Thanks to the fact that I can’t sleep in the public transport, I experienced a lot of weird things while on the road.
The bus driver stopping the bus to fist fight with the passenger, a girl that suddenly went blind, a lot of different animals riding the bus (from chickens to a goat) and my personal favorite: a man who was smiling while looking at his briefcase filled with knives of all sizes and a Bible on the top. None of these rides made my ultimate top 5 horror list.
5. Railcar trip to the reggae festival was 50km long with no planned stops and yet it took three hours. There were twice as many people that can actually fit inside the cart, standing basically on top of each other.
Coach was filled with the old people going back home after the market day, with their baskets and bags filled with food. A 70-yeard-old woman sitting next to me, kept poking me in the face with her basket filled with green onions.
The door of the coach couldn’t close and remained open during the whole trip. Fortunately, it was a good ventilation system on 30°C – the smell of dreadlocks and the all sorts of food was worse than you can imagine.
To top it all, railcar broke down in the middle of nowhere. People started joking: should we go outside and push it? while the conductor and driver laughed and opened up a bottle of beer each.
4. This ride took only an hour and a half, but the bus was in the worst condition imaginable. It didn’t help that I forgot my headphones and that I had to listen to the girl sitting next to me talking on the phone with her boyfriend and telling him she waves him sooo much every 10 seconds.
The woman in front of the bus was concerned for the puppy she put in the luggage area. She kept asking the bus driver every five minutes did we poke enough air holes on the box?
The worst was the condition of the bus. I had no place for legs. Mine left side was roasting on the unbelievably strong heating, while my right side was freezing from the door that didn’t quite shut. The snow kept falling inside.
The floor of the bus had holes in it. I was sure the driver will at some point ask us to push the bus with our legs like the Flintstones.
3. The horror started at 3AM at the train station when me and my friend were looking for a wait room. By mistake we entered the closed office full of homeless people and hammers. They started shouting at us and chasing us for waking them up, so we ran to the train platform in shock.

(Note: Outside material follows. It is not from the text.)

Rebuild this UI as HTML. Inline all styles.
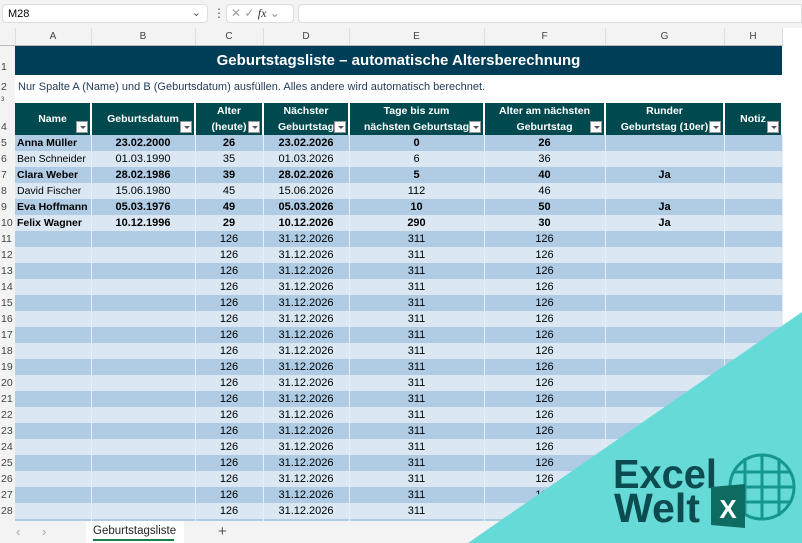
<!DOCTYPE html>
<html><head><meta charset="utf-8"><style>
*{margin:0;padding:0;box-sizing:border-box}
body{width:802px;height:543px;overflow:hidden;background:#fff;font-family:"Liberation Sans",sans-serif;position:relative;font-size:11px;color:#000}
.bar{position:absolute;left:0;top:0;width:802px;height:28px;background:#f3f3f3}
.nb{position:absolute;left:2px;top:4px;width:206px;height:19px;background:#fff;border:1px solid #ddd;border-radius:4px;font-size:11px;padding:3px 5px}
.fb{position:absolute;left:226px;top:4px;width:68px;height:19px;background:#fff;border:1px solid #ddd;border-radius:4px;color:#999;font-size:12px;padding:1px 4px}
.fx{position:absolute;left:298px;top:4px;width:504px;height:19px;background:#fff;border:1px solid #ddd;border-radius:4px 0 0 4px}
table{position:absolute;left:0;top:28px;width:802px;border-collapse:collapse;table-layout:fixed}
td{height:16px;padding:0 3px;white-space:nowrap;overflow:hidden;font-size:11px;line-height:15px}
.ch td{height:17px;background:#f3f3f3;text-align:center;color:#444;border-right:1px solid #ddd;border-bottom:1px solid #bbb;font-size:10px}
td.rh{background:#f3f3f3;color:#444;text-align:left;padding-left:1px;font-size:10.5px;vertical-align:bottom}
.o td.c{background:#b0cce4}.e td.c{background:#dbe7f2}
td.c{border-right:1px solid #e8eef5;text-align:center}
td.l{text-align:left;font-size:10.5px;padding-left:2px}
.b{font-weight:bold}
.hd td.c{background:#004a4f;color:#fff;font-weight:bold;font-size:10.5px;line-height:16px;border-right:2px solid #fff;vertical-align:bottom;position:relative}
.dd{position:absolute;right:2px;bottom:2px;width:12px;height:12px;background:#fff;border:1px solid #999}
.dd:after{content:"";position:absolute;left:3px;top:4px;border:3px solid transparent;border-top:3px solid #555}
.tabs{position:absolute;left:0;top:521px;width:802px;height:22px;background:#f3f3f3}
.tri{position:absolute;left:0;top:0}
</style></head><body>
<div class="bar"><div class="nb">M28<span style="position:absolute;right:6px;top:1px;color:#555">⌄</span></div>
<div style="position:absolute;left:213px;top:6px;color:#555;font-size:12px">⋮</div>
<div class="fb">✕ ✓ <i style="font-family:'Liberation Serif';color:#333">fx</i> ⌄</div><div class="fx"></div></div>
<table>
<colgroup><col style="width:15px"><col style="width:76px"><col style="width:104px"><col style="width:68px"><col style="width:86px"><col style="width:135px"><col style="width:121px"><col style="width:119px"><col style="width:58px"><col style="width:20px"></colgroup>
<tr class="ch"><td></td><td>A</td><td>B</td><td>C</td><td>D</td><td>E</td><td>F</td><td>G</td><td>H</td><td style="background:#fff;border:none"></td></tr>
<tr><td class="rh" style="height:30px">1</td><td colspan="8" style="background:#003d57;color:#fff;font-weight:bold;font-size:15px;text-align:center;height:30px">Geburtstagsliste – automatische Altersberechnung</td><td></td></tr>
<tr><td class="rh" style="height:20px">2</td><td colspan="8" style="color:#1f3a5a;height:20px;vertical-align:bottom">Nur Spalte A (Name) und B (Geburtsdatum) ausfüllen. Alles andere wird automatisch berechnet.</td><td></td></tr>
<tr><td class="rh" style="height:8px;font-size:6px;line-height:6px">3</td><td colspan="9" style="height:8px"></td></tr>
<tr class="hd"><td class="rh" style="height:32px">4</td>
<td class="c" style="height:32px;vertical-align:middle">Name<span class="dd"></span></td>
<td class="c" style="vertical-align:middle">Geburtsdatum<span class="dd"></span></td>
<td class="c">Alter<br>(heute)<span class="dd"></span></td>
<td class="c">Nächster<br>Geburtstag<span class="dd"></span></td>
<td class="c">Tage bis zum<br>nächsten Geburtstag<span class="dd"></span></td>
<td class="c">Alter am nächsten<br>Geburtstag<span class="dd"></span></td>
<td class="c">Runder<br>Geburtstag (10er)<span class="dd"></span></td>
<td class="c" style="vertical-align:middle">Notiz<span class="dd"></span></td><td></td></tr>
<tr class="o b"><td class="rh" style="font-weight:normal">5</td><td class="c l">Anna Müller</td><td class="c">23.02.2000</td><td class="c">26</td><td class="c">23.02.2026</td><td class="c">0</td><td class="c">26</td><td class="c"></td><td class="c"></td><td></td></tr>
<tr class="e"><td class="rh">6</td><td class="c l">Ben Schneider</td><td class="c">01.03.1990</td><td class="c">35</td><td class="c">01.03.2026</td><td class="c">6</td><td class="c">36</td><td class="c"></td><td class="c"></td><td></td></tr>
<tr class="o b"><td class="rh" style="font-weight:normal">7</td><td class="c l">Clara Weber</td><td class="c">28.02.1986</td><td class="c">39</td><td class="c">28.02.2026</td><td class="c">5</td><td class="c">40</td><td class="c">Ja</td><td class="c"></td><td></td></tr>
<tr class="e"><td class="rh">8</td><td class="c l">David Fischer</td><td class="c">15.06.1980</td><td class="c">45</td><td class="c">15.06.2026</td><td class="c">112</td><td class="c">46</td><td class="c"></td><td class="c"></td><td></td></tr>
<tr class="o b"><td class="rh" style="font-weight:normal">9</td><td class="c l">Eva Hoffmann</td><td class="c">05.03.1976</td><td class="c">49</td><td class="c">05.03.2026</td><td class="c">10</td><td class="c">50</td><td class="c">Ja</td><td class="c"></td><td></td></tr>
<tr class="e b"><td class="rh" style="font-weight:normal">10</td><td class="c l">Felix Wagner</td><td class="c">10.12.1996</td><td class="c">29</td><td class="c">10.12.2026</td><td class="c">290</td><td class="c">30</td><td class="c">Ja</td><td class="c"></td><td></td></tr>
<tr class="o"><td class="rh">11</td><td class="c"></td><td class="c"></td><td class="c">126</td><td class="c">31.12.2026</td><td class="c">311</td><td class="c">126</td><td class="c"></td><td class="c"></td><td></td></tr>
<tr class="e"><td class="rh">12</td><td class="c"></td><td class="c"></td><td class="c">126</td><td class="c">31.12.2026</td><td class="c">311</td><td class="c">126</td><td class="c"></td><td class="c"></td><td></td></tr>
<tr class="o"><td class="rh">13</td><td class="c"></td><td class="c"></td><td class="c">126</td><td class="c">31.12.2026</td><td class="c">311</td><td class="c">126</td><td class="c"></td><td class="c"></td><td></td></tr>
<tr class="e"><td class="rh">14</td><td class="c"></td><td class="c"></td><td class="c">126</td><td class="c">31.12.2026</td><td class="c">311</td><td class="c">126</td><td class="c"></td><td class="c"></td><td></td></tr>
<tr class="o"><td class="rh">15</td><td class="c"></td><td class="c"></td><td class="c">126</td><td class="c">31.12.2026</td><td class="c">311</td><td class="c">126</td><td class="c"></td><td class="c"></td><td></td></tr>
<tr class="e"><td class="rh">16</td><td class="c"></td><td class="c"></td><td class="c">126</td><td class="c">31.12.2026</td><td class="c">311</td><td class="c">126</td><td class="c"></td><td class="c"></td><td></td></tr>
<tr class="o"><td class="rh">17</td><td class="c"></td><td class="c"></td><td class="c">126</td><td class="c">31.12.2026</td><td class="c">311</td><td class="c">126</td><td class="c"></td><td class="c"></td><td></td></tr>
<tr class="e"><td class="rh">18</td><td class="c"></td><td class="c"></td><td class="c">126</td><td class="c">31.12.2026</td><td class="c">311</td><td class="c">126</td><td class="c"></td><td class="c"></td><td></td></tr>
<tr class="o"><td class="rh">19</td><td class="c"></td><td class="c"></td><td class="c">126</td><td class="c">31.12.2026</td><td class="c">311</td><td class="c">126</td><td class="c"></td><td class="c"></td><td></td></tr>
<tr class="e"><td class="rh">20</td><td class="c"></td><td class="c"></td><td class="c">126</td><td class="c">31.12.2026</td><td class="c">311</td><td class="c">126</td><td class="c"></td><td class="c"></td><td></td></tr>
<tr class="o"><td class="rh">21</td><td class="c"></td><td class="c"></td><td class="c">126</td><td class="c">31.12.2026</td><td class="c">311</td><td class="c">126</td><td class="c"></td><td class="c"></td><td></td></tr>
<tr class="e"><td class="rh">22</td><td class="c"></td><td class="c"></td><td class="c">126</td><td class="c">31.12.2026</td><td class="c">311</td><td class="c">126</td><td class="c"></td><td class="c"></td><td></td></tr>
<tr class="o"><td class="rh">23</td><td class="c"></td><td class="c"></td><td class="c">126</td><td class="c">31.12.2026</td><td class="c">311</td><td class="c">126</td><td class="c"></td><td class="c"></td><td></td></tr>
<tr class="e"><td class="rh">24</td><td class="c"></td><td class="c"></td><td class="c">126</td><td class="c">31.12.2026</td><td class="c">311</td><td class="c">126</td><td class="c"></td><td class="c"></td><td></td></tr>
<tr class="o"><td class="rh">25</td><td class="c"></td><td class="c"></td><td class="c">126</td><td class="c">31.12.2026</td><td class="c">311</td><td class="c">126</td><td class="c"></td><td class="c"></td><td></td></tr>
<tr class="e"><td class="rh">26</td><td class="c"></td><td class="c"></td><td class="c">126</td><td class="c">31.12.2026</td><td class="c">311</td><td class="c">126</td><td class="c"></td><td class="c"></td><td></td></tr>
<tr class="o"><td class="rh">27</td><td class="c"></td><td class="c"></td><td class="c">126</td><td class="c">31.12.2026</td><td class="c">311</td><td class="c">126</td><td class="c"></td><td class="c"></td><td></td></tr>
<tr class="e"><td class="rh">28</td><td class="c"></td><td class="c"></td><td class="c">126</td><td class="c">31.12.2026</td><td class="c">311</td><td class="c">126</td><td class="c"></td><td class="c"></td><td></td></tr>
<tr class="o"><td class="rh">29</td><td class="c"></td><td class="c"></td><td class="c">126</td><td class="c">31.12.2026</td><td class="c">311</td><td class="c">126</td><td class="c"></td><td class="c"></td><td></td></tr>
</table>
<div class="tabs">
<span style="position:absolute;left:16px;top:3px;color:#aaa;font-size:13px">‹</span>
<span style="position:absolute;left:42px;top:3px;color:#aaa;font-size:13px">›</span>
<div style="position:absolute;left:86px;top:0;width:98px;height:22px;background:#fff;font-size:11.5px;padding:4px 7px;color:#222">Geburtstagsliste<div style="position:absolute;left:7px;right:10px;bottom:2px;height:2px;background:#1a7f4b"></div></div>
<span style="position:absolute;left:218px;top:2px;color:#555;font-size:15px">+</span>
</div>
<svg class="tri" width="802" height="543" viewBox="0 0 802 543" style="position:absolute;left:0;top:0">
<polygon points="802,312 802,543 468,543" fill="#66dad6"/>
<g fill="none" stroke="#15968f" stroke-width="3">
<circle cx="762" cy="487" r="32"/>
<line x1="745" y1="458" x2="745" y2="516"/><line x1="762" y1="455" x2="762" y2="519"/><line x1="779" y1="458" x2="779" y2="516"/>
<line x1="733" y1="472" x2="791" y2="472"/><line x1="730" y1="487" x2="794" y2="487"/><line x1="733" y1="502" x2="791" y2="502"/>
</g>
<text x="613" y="488" font-family="Liberation Sans" font-weight="bold" font-size="41" fill="#0c4b50" textLength="104" lengthAdjust="spacingAndGlyphs">Excel</text>
<text x="614" y="522" font-family="Liberation Sans" font-weight="bold" font-size="41" fill="#0c4b50" textLength="86" lengthAdjust="spacingAndGlyphs">Welt</text>
<polygon points="711,487 745,484 745,528 711,525" fill="#0e6b62"/>
<text x="728" y="518" text-anchor="middle" font-family="Liberation Sans" font-weight="bold" font-size="26" fill="#fff">X</text>
</svg>
</body></html>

We found a cart with only two other people inside. One of them was a deaf-mute older man in pink shirt who was trying to explain to me to turn off the light and open the window.
Since I had no idea what he wanted me to do, he got really upset. I am pretty sure he showed me couple of not-so-nice words in sign language.
Across from us, was a twenty-something girl, sitting in a meditation pose. She stared at me and my friend the all four hours of our ride together.
To be honest, we might have looked like the passengers from hell to her. We were coming back from a rock/punk festival and we were covered in mud and dirt. I had a turban on my head and we wore all colours ever known to the human eye.
2. I try to fly with the low cost companies whenever I can and I always had good experiences. Except this one. This night flight was bloody awful.
First, the plane was late. Then the passengers were pushing to get to the seats that were not booked. I ended up sitting in the far end of the plane. I could hear stewardesses gossiping about the cute guys in the front and they didn’t care about anything else.
At some point during the flight, the plane started dropping a little by little and then it stabilized. At first nobody cared.
When the lights went off and the plane started dropping again, I heard gasps all over the plane.
The girl sitting next to me started praying. I looked through the window waiting to see the moment of the crash.
The only thing I could think of was Madagascar 2. King Julian shouting when his plane was crashing: “It’s more fun if you put your arms up like this Maurice!“
So, the plane did not crash. After those 20-30 seconds that seemed like a lifetime the plane stabilized again and the lights turned back on. We landed safely, but still shaking from the everything that happened.
At least the stewardesses had a new topic to gossip about.
By the time we reached the cart no.7 which was supposed to be ours, the conductor put his arm out of the window and taped it over with the number 15.
So we ran again. We found an open cart full of people, but we were happy that we have found a place to sit after all.
At one of the train stops, a homeless man with a giant bag full of garbage went in and sat on the passage way next to us. The smell was unbearable.
Other passengers tried to convince him to leave the cart, but he got offended and started yelling who do you think you are to tell me what to do?
Then they tried to give him money to go to the food cart and buy something nice to eat. He just kept on sitting on the floor, hugging his priceless bag and ignoring them.
After an hour, two girls jumped from their seats, started screaming and spraying three cans of deodorant on him. Everyone was in shock. The man didn’t even blink. Total zen. I kind of admired him at that point.
Now we were all chocking and coughing with the smell of deodorant. The men took off in a town where he originally planed to go.
And the joke was on us – we still had 6 more hours of Nivea chocking ahead of us.